The CEO Panel on predictions for the future of media will be held at 1:20 – 2:00pm in Sydney, just before the Unconference session, and will be the final session at 8:20 – 9:00pm in Silicon Valley, over drinks. Panelists for this session include Mark Scott, Managing Director of Australian Broadcasting Corporation (ABC).

Mark’s pre-event contribution is two papers:

* A recent op-ed on the role of the ABC in 2020 that appeared in the Sydney Morning Herald.

* The ABC in the digital age – Towards 2020

, about the ABC’s shift to digital media.

The ABC shares with a few other organizations such as the BBC and CBC the special issues of public broadcasters in a rapidly shifting world. The papers describe the evolving role of publicly funded media in a world awash with information, and the steps the ABC will take to fulfill that role, including the new digital channels it will implement.

Below are a few excerpts from the papers that are particularly worth highlighting in the lead-up to the Future of Media Summit:

By 2020, all Australian media will be fighting for time and attention in a market open to the world. Cultural borders will not exist.

We will be saturated with choices about what to watch, listen to and experience; it will be like trying to hold back the ocean with a broom.

In 2020, there will be so many new choices and voices in media – but how many of them will be Australian? Will we be seeing more our own lives reflected – or less? Who will tell the Australian story?

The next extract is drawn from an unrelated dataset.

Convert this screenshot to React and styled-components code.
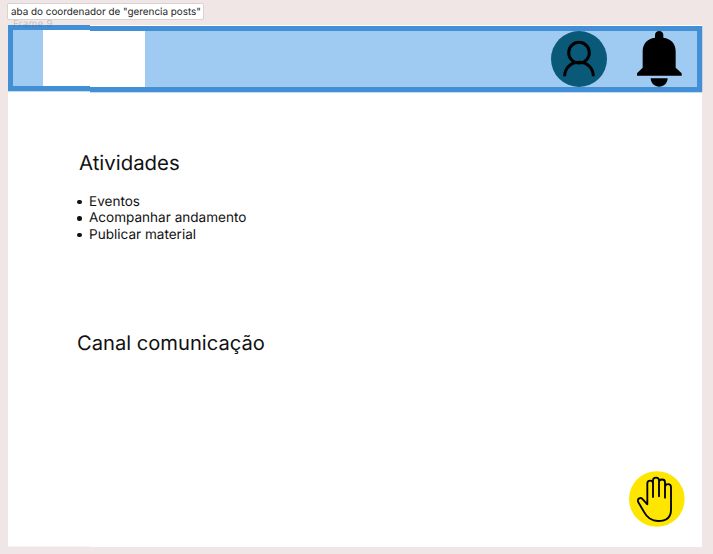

The ABC will. Within this kind of world, it will be up to the ABC to ensure the Australian accent is not lost, and that distinctive local and the national stories about our people and our lives are still told, still screened, still heard.

….

The Australian media environment in 2020

Confident predictions about the shape of the media in 2020 are difficult, given the pace of technological change, but the following broad trends can be expected:

• Increasing availability of content. Multichannel television and high-speed broadband connectivity provide audiences with exponentially greater choices of media content from providers anywhere in the world, bypassing local content regulation.

• Increased range of media forms and delivery platforms. Audiences expect to access content across an increasing range of devices and contexts.

• Personalised media. Audiences expect increasingly personalised media experiences, including time- and platform-shifting of content consumption.

• Participatory media. A growing proportion of the public is interested in active engagement with media content creation, ranging from voting and forum discussion, through to collaboration in content creation.

• Audience fragmentation. Greater content choice and delivery platforms fragments audiences, but screen-based content delivered free-to-view will continue to aggregate the largest audiences, particularly around major events, sport and high quality entertainment.

• Increasing concentration of media ownership. As the media environment becomes increasingly global and converged, larger media firms seek greater scale.

• Digital production. Low-cost, professional-quality digital production equipment allows cheaper production of content, at the same time as the cost of high-end production increases as major media organisations seek to differentiate their output.